SBF's counter has typically been that the system design, margin practices, and internal accounting created exposures that spiraled during a run, and that he did not intend to take customer money as a permanent appropriation.
That is a narrative battle over mens rea (intent). It is also the hardest sell post conviction.
2) "There was no secret backdoor," just bad plumbing
One of the most damaging allegations around FTX was privileged treatment for Alameda, including the ability to maintain negative balances or avoid liquidation triggers.
SBF's "myth" framing tends to recast this as standard exchange credit and risk tooling that got out of hand, not an intentionally hidden exploit. Even if you buy that characterization, the market takeaway is the same: risk controls failed at the exact place they could not fail.
3) "FTX was valuable," until confidence died
This is the "if we survived the week, we survived" line. It points to FTX's prior revenues, brand, and venture backing as proof the business was real.
But real businesses can still commit fraud, and real businesses can still crater if liabilities exceed liquid assets. A recognizable logo does not fix a hole.
Bankruptcy reality check: creditors may be made whole, but that does not vindicate the conduct
Here is the twist SBF's camp tends to lean on: the FTX estate has, at various points, indicated it expects to return substantial value to customers, with plan discussions in 2024 suggesting many creditors could receive full recovery in dollar terms, potentially with additional interest depending on claim class and timing.
That fact can coexist with criminal liability. Asset recoveries, venture stakes, clawbacks, and a strong crypto tape can rebuild an estate even if the original behavior was unlawful. "Customers might get paid back" is not the same sentence as "no crime occurred."
Also worth noting: repayment in bankruptcy is typically pegged to claim values at petition dates, which can be contentious in crypto because spot prices move fast. Getting "100 percent" of a 2022 dollar claim is emotionally different from getting the original coins back.
Market impact: headline fuel, thin liquidity, and a familiar trap
This is where traders should stay cynical. Any SBF headline can act like a match near dry tinder, especially in FTX$0.2952, the former FTX exchange token that became a proxy for narrative trading after the collapse.
A few context points keep you grounded:
- FTX$0.2952 traded near $84 at the 2021 peak, then collapsed to low single digits after the November 2022 failure.
- That kind of drawdown leaves a token thin, reflexive, and easy to squeeze on low liquidity.
- Most "revival" trades here are not investing, they are positioning around volatility.
If you see FTX or adjacent tokens "send" on this news, treat it like a headline spike until proven otherwise. The invalidate level is simple: sustained demand that survives the next wave of legal or bankruptcy headlines. Historically, these pumps get sold into.

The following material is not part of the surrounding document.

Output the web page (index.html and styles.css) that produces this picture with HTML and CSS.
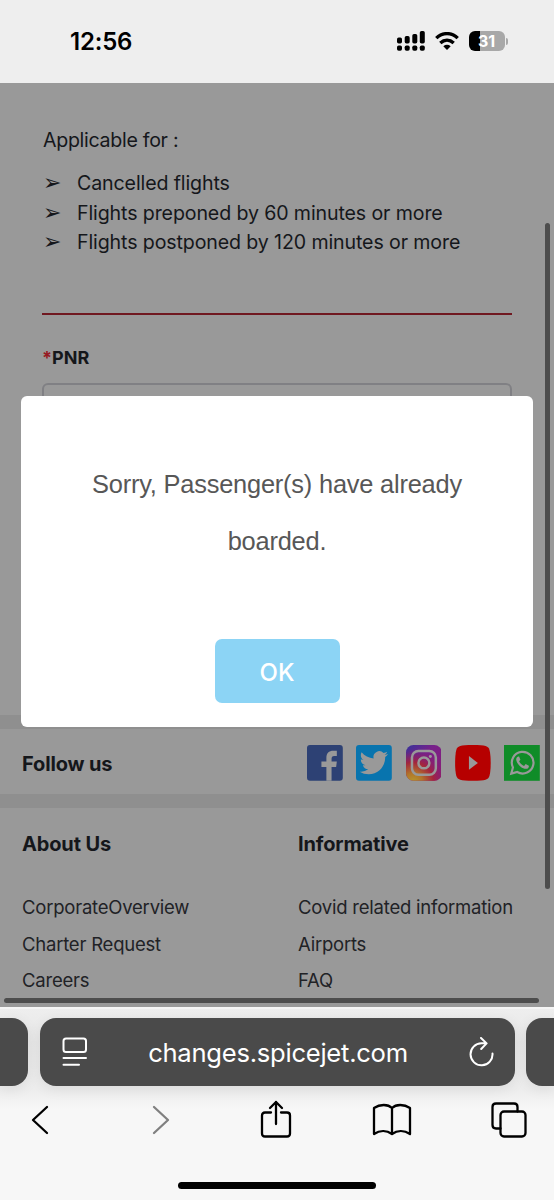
FILE: index.html
```
<!DOCTYPE html>
<html lang="en">
<head>
    <meta charset="UTF-8">
    <title>SpiceJet Changes</title>
    <meta name="viewport" content="width=device-width, initial-scale=1.0">
    <link rel="stylesheet" href="styles.css">
</head>
<body>
<header class="status-bar">
    <div class="time">12:56</div>
    <div class="status-icons">
        <svg width="28" height="20" viewBox="0 0 28 20">
            <rect x="0" y="6.5" width="5" height="6" rx="1.7"/>
            <rect x="7.7" y="5" width="5" height="7.5" rx="1.7"/>
            <rect x="15.3" y="3" width="5" height="9.5" rx="1.7"/>
            <rect x="22.8" y="0" width="5" height="12.5" rx="1.7"/>
            <rect x="0" y="14.5" width="5" height="5.3" rx="1.7"/>
            <rect x="7.7" y="14.5" width="5" height="5.3" rx="1.7"/>
            <rect x="15.3" y="14.5" width="5" height="5.3" rx="1.7"/>
            <rect x="22.8" y="14.5" width="5" height="5.3" rx="1.7"/>
        </svg>
        <svg class="wifi" width="24" height="18" viewBox="0 0 24 18">
            <path d="M1.3 6.1C7.5.1 16.5.1 22.7 6.1M5.300 10.900C9.300 7.300 14.700 7.300 18.700 10.900" fill="none" stroke="#000" stroke-width="3.400"/>
            <path d="M8.300 14.200Q12 11.300 15.700 14.200L12 18Z"/>
        </svg>
        <div class="battery"><span>31</span></div>
        <i class="battery-cap"></i>
    </div>
</header>

<main class="page">
    <section class="info">
        <p>Applicable for :</p>
        <ul>
            <li>Cancelled flights</li>
            <li>Flights preponed by 60 minutes or more</li>
            <li>Flights postponed by 120 minutes or more</li>
        </ul>
        <hr>
        <label for="pnr"><span>*</span>PNR</label>
        <input type="text" id="pnr" name="pnr">
    </section>

    <section class="follow">
        <h2>Follow us</h2>
        <div class="social">
            <svg viewBox="0 0 36 36">
                <rect width="36" height="36" rx="3" fill="#2d4174"/>
                <path d="M19.5 36V22H14.5V16.5H19.5V13C19.5 8 22 5.7 26.5 5.7H30V11H27.5C25.3 11 24.7 12 24.7 14V16.5H30L29.3 22H24.7V36Z" fill="#999"/>
            </svg>
            <svg viewBox="0 0 36 36">
                <rect width="36" height="36" rx="3" fill="#0874ae"/>
                <path transform="translate(3.7 3.6) scale(1.19)" d="M23.95 4.57a10 10 0 0 1-2.82.77 4.96 4.96 0 0 0 2.16-2.72c-.95.55-2 .95-3.13 1.18a4.92 4.92 0 0 0-8.38 4.48C7.69 8.09 4.07 6.13 1.64 3.16a4.82 4.82 0 0 0-.67 2.48c0 1.71.87 3.21 2.19 4.1a4.9 4.9 0 0 1-2.23-.62v.06a4.92 4.92 0 0 0 3.95 4.83 5 5 0 0 1-2.21.08 4.94 4.94 0 0 0 4.6 3.42A9.87 9.87 0 0 1 0 19.54a13.99 13.99 0 0 0 7.55 2.21c9.05 0 14-7.5 14-13.98 0-.21 0-.42-.02-.63a9.94 9.94 0 0 0 2.42-2.57Z" fill="#999"/>
            </svg>
            <svg viewBox="0 0 36 36">
                <defs>
                    <linearGradient id="ig-base" x1="0" y1="0" x2="1" y2="1">
                        <stop offset="0" stop-color="#35329a"/>
                        <stop offset=".4" stop-color="#78218a"/>
                        <stop offset="1" stop-color="#8b1c73"/>
                    </linearGradient>
                    <radialGradient id="ig-warm" cx=".2" cy="1.05" r=".95">
                        <stop offset="0" stop-color="#b59a2c"/>
                        <stop offset=".28" stop-color="#b1752a"/>
                        <stop offset=".6" stop-color="#a82535" stop-opacity=".9"/>
                        <stop offset="1" stop-color="#841d78" stop-opacity="0"/>
                    </radialGradient>
                </defs>
                <rect width="36" height="36" rx="7.5" fill="url(#ig-base)"/>
                <rect width="36" height="36" rx="7.5" fill="url(#ig-warm)"/>
                <g fill="none" stroke="#999" stroke-width="2.5">
                    <rect x="6" y="6" width="24" height="24" rx="6.5"/>
                    <circle cx="18" cy="18" r="5.5"/>
                </g>
                <circle cx="24.5" cy="11.5" r="1.5" fill="#999"/>
            </svg>
            <svg viewBox="0 0 36 36">
                <path d="M18 0C31 0 33.5 1 34.7 5C36.3 11 36.3 25 34.7 31C33.5 35 31 36 18 36S2.5 35 1.3 31C-.3 25-.3 11 1.3 5C2.5 1 5 0 18 0Z" fill="#b60000"/>
                <path d="M14 11L23 18L14 25Z" fill="#999"/>
            </svg>
            <svg viewBox="0 0 36 36">
                <rect width="36" height="36" fill="#0f8c28"/>
                <path d="M7.3 28.8L9 22.6A10.9 10.9 0 1 1 13.3 27.2Z" fill="none" stroke="#999" stroke-width="2.2"/>
                <path d="M14.5 11.5C13.5 11.5 12 13 12.3 15C13 19.5 18 24 22 24C24 24 25.3 22.5 25 20.8L21.8 19.2L20.2 21.1C17.9 20.2 16.2 18.5 15.2 16.3L16.5 14.8L15.2 11.5Z" fill="#999"/>
            </svg>
        </div>
    </section>

    <section class="links">
        <div>
            <h2>About Us</h2>
            <a>CorporateOverview</a>
            <a>Charter Request</a>
            <a>Careers</a>
        </div>
        <div>
            <h2>Informative</h2>
            <a>Covid related information</a>
            <a>Airports</a>
            <a>FAQ</a>
        </div>
    </section>

    <i class="scroll-y"></i>
    <i class="scroll-x"></i>

    <!-- Alert -->
    <div class="modal">
        <p>Sorry, Passenger(s) have already boarded.</p>
        <button type="button">OK</button>
    </div>
</main>

<footer class="browser">
    <div class="tabs">
        <div class="tab-edge left"></div>
        <div class="address">
            <svg width="26" height="30" viewBox="0 0 26 30" fill="none" stroke="#fff" stroke-width="2" stroke-linecap="round">
                <rect x="1.5" y="1.5" width="22.5" height="13.5" rx="2.5"/>
                <path d="M1.5 21H24M1.5 27.7H17"/>
            </svg>
            <span>changes.spicejet.com</span>
            <svg width="26" height="30" viewBox="0 0 26 30" fill="none" stroke="#fff" stroke-width="2" stroke-linecap="round" stroke-linejoin="round">
                <path d="M18 6.300H13.500A11 11 0 1 0 24.500 16.500M13 1L18.600 6.400L13.200 12"/>
            </svg>
        </div>
        <div class="tab-edge right"></div>
    </div>
    <nav class="toolbar">
        <svg class="back" width="18" height="30" viewBox="0 0 18 30"><path d="M16 2L2 15L16 28"/></svg>
        <svg class="forward" width="18" height="30" viewBox="0 0 18 30"><path d="M2 2L16 15L2 28"/></svg>
        <svg class="share" width="32" height="38" viewBox="0 0 32 38"><path d="M11 12.5H5Q2 12.5 2 15.5V33.5Q2 36.5 5 36.5H27Q30 36.5 30 33.5V15.5Q30 12.5 27 12.5H21M16 24V2M10 8L16 2L22 8"/></svg>
        <svg class="bookmarks" width="40" height="34" viewBox="0 0 40 34"><path d="M20 5V31M20 5C16 1 8 1 2 5V31C8 27 15 27.5 20 31C25 27.5 32 27 38 31V5C32 1 24 1 20 5Z"/></svg>
        <svg width="36" height="36" viewBox="0 0 36 36"><path d="M9.5 26.5H5Q1.5 26.5 1.5 23V5Q1.5 1.5 5 1.5H23Q26.500 1.500 26.500 5V9.500"/><rect x="9.500" y="9.500" width="25" height="25" rx="3.500"/></svg>
    </nav>
    <div class="home-bar"></div>
</footer>
</body>
</html>
```

FILE: styles.css
```
* { box-sizing: border-box; }
body { margin: 0; width: 554px; height: 1200px; overflow: hidden; display: flex; flex-direction: column; font-family: Inter, "Liberation Sans", sans-serif; color: #15171b; }
h2, p, ul { margin: 0; padding: 0; }
svg { display: block; flex: none; }

/* Status bar */
.status-bar { height: 83px; background: #eee; display: flex; justify-content: space-between; align-items: flex-start; padding: 27px 46px 0 70px; color: #000; }
.time { font-size: 24px; line-height: 29px; font-weight: 600; letter-spacing: -0.2px; }
.status-icons { display: flex; align-items: center; padding-top: 4px; }
.wifi { margin: 0 10px; }
.battery { width: 36px; height: 20px; border-radius: 6px; background: linear-gradient(90deg, #000 11px, #a8a8a8 11px); color: #fff; font-size: 16px; line-height: 20px; font-weight: 700; text-align: center; padding-right: 1px; }
.battery-cap { width: 2px; height: 7px; margin-left: 1px; background: #a8a8a8; border-radius: 0 2px 2px 0; }

/* Page, dimmed behind the alert */
.page { height: 924px; position: relative; background: #999; overflow: hidden; }
.info { height: 632px; padding: 42px 42px 0; font-size: 19.6px; }
.info p { line-height: 30px; padding-left: 1px; letter-spacing: -0.3px; }
.info ul { list-style: none; padding-top: 14px; }
.info li { display: flex; line-height: 29.6px; letter-spacing: -0.12px; }
.info li::before { content: "\27A2"; width: 34px; margin: -1px 0 1px 1px; font-family: "DejaVu Sans", sans-serif; font-size: 22px; }
.info hr { margin: 55px 0 0; border: 0; height: 2px; background: #701820; }
.info label { display: block; margin: 28px 0 10px; font-size: 18px; line-height: 30px; font-weight: 700; }
.info label span { color: #971a22; }
.info input { display: block; width: 100%; height: 64px; border: 2px solid #808084; border-radius: 6px; background: #999; }

.follow { height: 93px; border: solid #8f8f8f; border-width: 14px 0; display: flex; align-items: center; justify-content: space-between; padding: 3px 14px 0 22px; }
h2 { font-size: 20px; line-height: 28px; font-weight: 700; letter-spacing: -0.15px; }
.follow h2 { padding-top: 2px; }
.social { display: flex; gap: 13.5px; }
.social svg { width: 35.8px; height: 35.8px; }

.links { display: grid; grid-template-columns: 276px 1fr; padding: 22px 0 0 22px; }
.links h2 { margin-bottom: 31px; }
.links a { display: block; font-size: 18.5px; line-height: 36.6px; letter-spacing: -0.22px; color: #212226; }

.scroll-y { position: absolute; left: 545px; top: 140px; width: 5px; height: 666px; border-radius: 3px; background: #4d4d4d; }
.scroll-x { position: absolute; left: 4px; top: 915px; width: 535px; height: 5px; border-radius: 3px; background: #4d4d4d; }

.modal { position: absolute; left: 21px; top: 313px; width: 512px; height: 331px; background: #fff; border-radius: 6px; padding: 60px 60px 0; text-align: center; font-family: "Liberation Sans", Arial, sans-serif; }
.modal p { font-size: 25.4px; line-height: 56.5px; letter-spacing: -0.2px; color: #575757; }
.modal button { margin-top: 70px; width: 125px; height: 64px; border: 0; border-radius: 7px; background: #8cd4f5; color: #fff; font: 500 24px Inter, sans-serif; padding-top: 3px; }

/* Browser chrome */
.browser { height: 193px; background: linear-gradient(#eee, #e8e8e8 30px, #ededed 80px, #f7f7f7 100px); border-top: 2px solid #f5f5f5; padding-top: 9px; }
.tabs { display: flex; justify-content: space-between; }
.address, .tab-edge { height: 68px; background: #4a4a4a; box-shadow: 0 3px 14px rgba(0,0,0,0.08); }
.address { width: 475px; border-radius: 16px; display: flex; align-items: center; justify-content: space-between; padding: 0 20px 0 22px; color: #fff; font-size: 25.6px; letter-spacing: -0.26px; }
.tab-edge { width: 28px; }
.left { border-radius: 0 16px 16px 0; }
.right { border-radius: 16px 0 0 16px; }
.toolbar { height: 68px; display: flex; align-items: center; padding: 0 27px 0 31px; }
.toolbar svg { fill: none; stroke: #000; stroke-width: 2.3; stroke-linecap: round; stroke-linejoin: round; }
.toolbar .back { margin-right: 103px; }
.toolbar .forward { margin-right: 90px; stroke: #808080; }
.toolbar .share { margin: -2px 80px 0 0; }
.toolbar .bookmarks { margin-right: 79px; }
.home-bar { width: 198px; height: 7px; margin: 28px auto 0; border-radius: 4px; background: #000; }
```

What could change the tape, and what would kill it
Catalysts that could extend the narrative:
- Any meaningful appellate development, especially around evidentiary rulings or sentencing.
- Concrete bankruptcy distribution updates that improve recoveries or accelerate payouts.
- New disclosures that shift culpability toward specific internal controls rather than deliberate deception (a high bar).
What likely ends the move:
- A reminder headline tied to the conviction, the 25-year sentence, or the forfeiture order.
- Damaging testimony excerpts resurfacing.
- Any court action that narrows SBF's appeal options.
Watchlist takeaway
- Trade, not thesis: SBF's "10 myths" is an appeal-adjacent narrative push. Expect volatility, not resolution.
- FTX is a headline instrument: reflex rallies are possible, but liquidity is thin and reversals are violent.
- Reality anchor: conviction stands, sentence is 25 years, and the case record is the market's north star.
- Risk-managed plan: if you must play the bounce, size it like a meme coin, keep stops tight, and assume you are exit liquidity until proven otherwise.